I really enjoyed Willow and Taigu's back and forth on Willow's cut/suture metaphor.

And Alan.r, I too am a Wilco fan....nice quote relating to our reading. Perhaps this next one is not directly related, but I can't help myself from adding:

"I would like to salute
The ashes of American flags
And all the fallen leaves
Filling up shopping bags"

Gassho,
Jisen/BrianW

Dosho
08-01-2012, 08:50 PM
Thanks Brian...this really helped me too. I had trouble getting past Nansen, in my mind, essentially saying, "Say something boys or I'll commit murder!" I might have been a bit stunned too and would have been rather shocked that my teacher killed an innocent being.

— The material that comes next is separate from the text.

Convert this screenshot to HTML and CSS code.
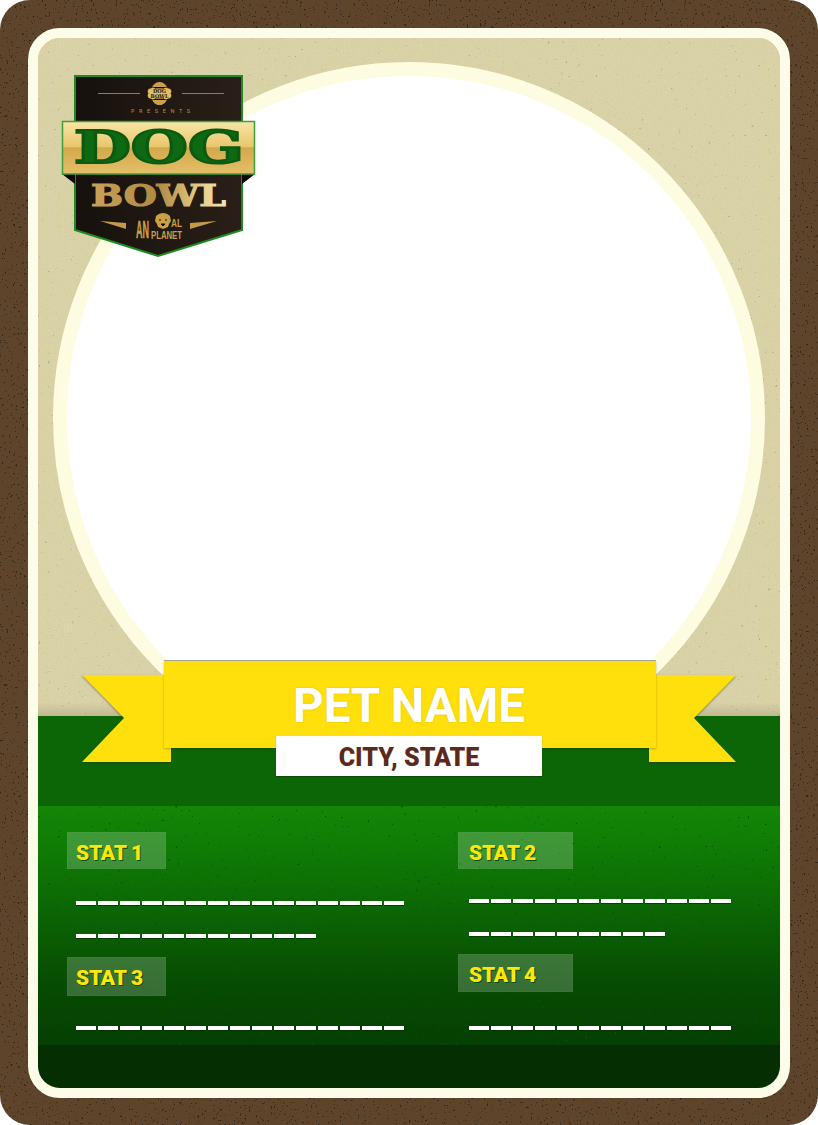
FILE: index.html
```html
<!DOCTYPE html>
<html lang="en">
<head>
<meta charset="utf-8">
<title>Dog Bowl Trading Card</title>
<link rel="stylesheet" href="styles.css">
</head>
<body>
<main class="card">
  <div class="frame">
    <section class="field">
      <div class="circle"></div>
      <svg class="logo" viewBox="0 0 196 184" width="196" height="184" aria-label="Dog Bowl logo">
        <defs>
          <linearGradient id="bar" x1="0" y1="0" x2="0" y2="1">
            <stop offset="0" stop-color="#f8e6a6"/>
            <stop offset=".48" stop-color="#e9c66c"/>
            <stop offset=".5" stop-color="#d3a84c"/>
            <stop offset="1" stop-color="#e4c068"/>
          </linearGradient>
          <linearGradient id="gold" x1="0" y1="0" x2="1" y2="0">
            <stop offset="0" stop-color="#c9a25a"/>
            <stop offset=".5" stop-color="#b08a42"/>
            <stop offset=".8" stop-color="#e4cd88"/>
            <stop offset="1" stop-color="#f2e6b0"/>
          </linearGradient>
          <linearGradient id="shield" x1="0" y1="0" x2="1" y2="0">
            <stop offset="0" stop-color="#16110d"/>
            <stop offset="1" stop-color="#2a1f18"/>
          </linearGradient>
        </defs>
        <path d="M14 2H181V156L97 182L14 156Z" fill="url(#shield)" stroke="#1f8a1e" stroke-width="2"/>
        <path d="M37 19.500H79M121 19.500H163" stroke="#9a7c39" stroke-width="1"/>
        <ellipse cx="98.500" cy="19.500" rx="9" ry="11.500" fill="#c9a04c"/>
        <path d="M90 13.500H107M90 25.500H107" stroke="#16110d" stroke-width="1.200"/>
        <path d="M90 14a3.500 3.500 0 0 1 5 1h7a3.500 3.500 0 0 1 5-1a3.500 3.500 0 0 1 3 5.500a3.500 3.500 0 0 1-3 5.500a3.500 3.500 0 0 1-5-1h-7a3.500 3.500 0 0 1-5 1a3.500 3.500 0 0 1-3-5.500a3.500 3.500 0 0 1 3-5.500Z" fill="#e2bd62" stroke="#16110d" stroke-width=".6"/>
        <text class="badge-text" x="98.500" y="19" text-anchor="middle">DOG</text>
        <text class="badge-text" x="98.500" y="24" text-anchor="middle">BOWL</text>
        <text class="presents" x="70" y="39" textLength="59">PRESENTS</text>
        <path d="M1 100L14 110V100ZM194 100L181 110V100Z" fill="#0c0906"/>
        <rect x="1.500" y="47.500" width="192" height="52.500" fill="url(#bar)" stroke="#3ea03a" stroke-width="1.500"/>
        <text class="dog" x="13" y="89" textLength="170" lengthAdjust="spacingAndGlyphs">DOG</text>
        <text class="bowl" x="30" y="132" textLength="135" lengthAdjust="spacingAndGlyphs" fill="url(#gold)" stroke="url(#gold)">BOWL</text>
        <path d="M39 147L65 149V155ZM156 147L129 149V155Z" fill="#c29a48"/>
        <text class="animal-big" x="75" y="164" textLength="13" lengthAdjust="spacingAndGlyphs">AN</text>
        <path d="M95 142c2-2 5-3 7-3s5 1 7 3l1 5-2 3-1 3-5 2-5-2-1-3-2-3Z" fill="#c9a045"/>
        <path d="M98 146h2M104 146h2M100 150h4l-2 2Z" stroke="#16110d" stroke-width="1" fill="#16110d"/>
        <text class="animal-small" x="110" y="152.500" textLength="11" lengthAdjust="spacingAndGlyphs">AL</text>
        <text class="planet" x="90" y="164.500" textLength="31" lengthAdjust="spacingAndGlyphs">PLANET</text>
      </svg>
    </section>

    <section class="band">
      <svg class="tails" viewBox="0 0 654 88" width="654" height="88" aria-hidden="true">
        <path d="M0 1H89V88H0L42 44Z" fill="#ffe00c"/>
        <path d="M654 1H567V88H654L612 44Z" fill="#ffe00c"/>
      </svg>
      <div class="ribbon">
        <h1 class="pet-name">PET NAME</h1>
        <p class="city">CITY, STATE</p>
      </div>
    </section>

    <section class="stats">
      <div class="col col-left">
        <h2 class="stat-label label-wide">STAT 1</h2>
        <div class="lines lines-first">
          <div class="dash dash-15"></div>
          <div class="dash dash-11"></div>
        </div>
        <h2 class="stat-label label-wide label-lower">STAT 3</h2>
        <div class="lines lines-last">
          <div class="dash dash-15"></div>
        </div>
      </div>
      <div class="col col-right">
        <h2 class="stat-label">STAT 2</h2>
        <div class="lines lines-first-r">
          <div class="dash dash-12"></div>
          <div class="dash dash-9"></div>
        </div>
        <h2 class="stat-label label-lower-r">STAT 4</h2>
        <div class="lines lines-last-r">
          <div class="dash dash-12"></div>
        </div>
      </div>
    </section>
    <div class="footer"></div>
  </div>
</main>
</body>
</html>
```

FILE: styles.css
```css
* { box-sizing: border-box; }
html, body { margin: 0; padding: 0; background: #fff; }
body { width: 818px; height: 1125px; overflow: hidden; font-family: Roboto, "Liberation Sans", sans-serif; }

.card {
  width: 818px;
  height: 1125px;
  padding: 28px;
  border-radius: 30px;
  background-color: #5d442b;
  background-image: url("data:image/svg+xml,%3Csvg xmlns='http://www.w3.org/2000/svg' width='818' height='1125'%3E%3Cfilter id='n' x='0' y='0' width='100%25' height='100%25'%3E%3CfeTurbulence type='fractalNoise' baseFrequency='.45' numOctaves='3' seed='4'/%3E%3CfeColorMatrix values='0 0 0 0 .03 0 0 0 0 .02 0 0 0 0 .01 0 0 0 12 -8.100'/%3E%3C/filter%3E%3Crect width='100%25' height='100%25' filter='url(%23n)'/%3E%3C/svg%3E");
}

.frame {
  position: relative;
  width: 762px;
  height: 1070px;
  border: 10px solid #fdfce8;
  border-radius: 32px;
  overflow: hidden;
  display: flex;
  flex-direction: column;
  background: #d9d2a5;
}

.field {
  height: 678px;
  flex: none;
  background-color: #dad3a6;
  background-image:
    linear-gradient(to bottom, transparent 98%, rgba(120,110,80,.25) 100%),
    url("data:image/svg+xml,%3Csvg xmlns='http://www.w3.org/2000/svg' width='742' height='678'%3E%3Cfilter id='s' x='0' y='0' width='100%25' height='100%25'%3E%3CfeTurbulence type='fractalNoise' baseFrequency='.3' numOctaves='3' seed='9'/%3E%3CfeColorMatrix values='0 0 0 0 .45 0 0 0 0 .42 0 0 0 0 .3 0 0 0 10 -7.600'/%3E%3C/filter%3E%3Cfilter id='m' x='0' y='0' width='100%25' height='100%25'%3E%3CfeTurbulence type='fractalNoise' baseFrequency='.6' numOctaves='2' seed='2'/%3E%3CfeColorMatrix values='0 0 0 0 .6 0 0 0 0 .55 0 0 0 0 .38 0 0 0 1 -.42'/%3E%3C/filter%3E%3Crect width='100%25' height='100%25' filter='url(%23m)'/%3E%3Crect width='100%25' height='100%25' filter='url(%23s)'/%3E%3C/svg%3E");
}

.circle {
  position: absolute;
  left: 15px;
  top: 24px;
  width: 712px;
  height: 712px;
  border-radius: 50%;
  background: #fff;
  border: 14px solid #fdfce0;
}

.logo {
  position: absolute;
  left: 23px;
  top: 36px;
  overflow: visible;
}
.badge-text { font: 700 5px "DejaVu Serif", serif; fill: #1c1610; }
.presents { font: 400 5.500px Roboto, sans-serif; fill: #b0924c; }
.dog { font: 700 44px "DejaVu Serif", serif; fill: #0d6a12; stroke: #0b5a10; stroke-width: 2.200px; }
.bowl { font: 700 29px "DejaVu Serif", serif; stroke-width: 1.200px; }
.animal-big { font: 700 24px "Liberation Sans", sans-serif; fill: #c9a045; stroke: #c9a045; stroke-width: .5px; }
.animal-small { font: 700 11px "Liberation Sans", sans-serif; fill: #c9a045; }
.planet { font: 700 11px "Liberation Sans", sans-serif; fill: #c9a045; }

.band {
  position: relative;
  height: 90px;
  flex: none;
  background: #0d6606;
}

.tails {
  position: absolute;
  left: 44px;
  top: -42px;
  filter: drop-shadow(0 1px 1px rgba(30,40,10,.45));
}

.ribbon {
  position: absolute;
  left: 126px;
  top: -55px;
  width: 492px;
  height: 87px;
  background: #ffe00c;
  box-shadow: 0 1px 2px rgba(0,0,0,.25), 0 -1px 0 rgba(110,110,90,.6);
  text-align: center;
}

.pet-name {
  margin: 17px 0 0;
  padding-right: 2px;
  font-size: 47.500px;
  line-height: 56px;
  font-weight: 700;
  color: #fff;
  text-shadow: 0 0 2px rgba(190,160,0,.5);
}

.city {
  position: absolute;
  left: 112px;
  top: 75px;
  width: 266px;
  height: 40px;
  margin: 0;
  background: #fff;
  box-shadow: 0 1px 1px rgba(0,40,0,.4);
  font-size: 25px;
  line-height: 43px;
  font-weight: 900;
  color: #5c2a1c;
}

.stats {
  flex: 1;
  display: flex;
  padding: 26px 0 0 29px;
  background-color: #0f7a05;
  background-image:
    url("data:image/svg+xml,%3Csvg xmlns='http://www.w3.org/2000/svg' width='742' height='239'%3E%3Cfilter id='g' x='0' y='0' width='100%25' height='100%25'%3E%3CfeTurbulence type='fractalNoise' baseFrequency='.3' numOctaves='3' seed='7'/%3E%3CfeColorMatrix values='0 0 0 0 0 0 0 0 0 .1 0 0 0 0 0 0 0 0 12 -9.200'/%3E%3C/filter%3E%3Crect width='100%25' height='100%25' filter='url(%23g)'/%3E%3C/svg%3E"),
    linear-gradient(to bottom, #138607 0, #0f7a05 20%, #074b03 75%, #054002 100%);
}

.col { display: flex; flex-direction: column; align-items: flex-start; }
.col-left { width: 391px; }

.stat-label {
  width: 115px;
  height: 37px;
  margin: 0;
  padding-left: 11px;
  background: rgba(255,255,255,.2);
  box-shadow: inset 0 0 0 1px rgba(255,255,255,.03);
  font-size: 21px;
  line-height: 42px;
  font-weight: 900;
  letter-spacing: -.2px;
  color: #ffe60a;
  text-shadow: 1px 1px 0 rgba(0,70,0,.85);
}
.label-wide { width: 99px; padding-left: 9px; }
.label-lower { height: 39px; line-height: 43px; margin-top: 19px; }
.label-lower-r { height: 38px; line-height: 43px; margin-top: 18px; }

.lines { display: flex; flex-direction: column; gap: 29px; margin-left: 9px; }
.col-right .lines { margin-left: 11px; }
.lines-first { margin-top: 32px; }
.lines-last { margin-top: 30px; }
.lines-first-r { margin-top: 30px; }
.lines-last-r { margin-top: 34px; }

.dash {
  height: 4px;
  background-image: repeating-linear-gradient(to right, #fff 0 20px, transparent 20px 22px);
  filter: drop-shadow(0 1px 0 rgba(0,40,0,.6));
}
.dash-15 { width: 328px; }
.dash-12 { width: 262px; }
.dash-11 { width: 240px; }
.dash-9 { width: 196px; }

.footer {
  height: 43px;
  flex: none;
  background: #052e02;
}
```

But of course we have to see beyond that (not one, not two) and our human conditioning (both good and bad) gets in the way sometimes.

Gassho,
Dosho

Shugen
08-02-2012, 06:08 PM
I've heard this koan so many times, it's good to get under the surface. I'm very literal minded, so have trouble with these things. It seems I'm either over thinking everything or ignoring everything. Cutting, cutting - "this is important, that isn't".

Ron




Shugen

galen
08-02-2012, 09:00 PM
I've heard this koan so many times, it's good to get under the surface. I'm very literal minded, so have trouble with these things. It seems I'm either over thinking everything or ignoring everything. Cutting, cutting - "this is important, that isn't".

Ron




Shugen


Ron,

Boy can I relate. About 30 years ago when I became a searcher and was more into what they call metaphysical type concepts, I was often told I was to much in my head..... thinking to much and over analyzing everything, and while that has been tempered, its still there. Maybe thats why we are here, and I am sure there are a few here who have been going through the same thing. It could be more of an Americanized problem with our culture. The middle road/ground is some times the hardest thing to navigate, when no navigation is needed.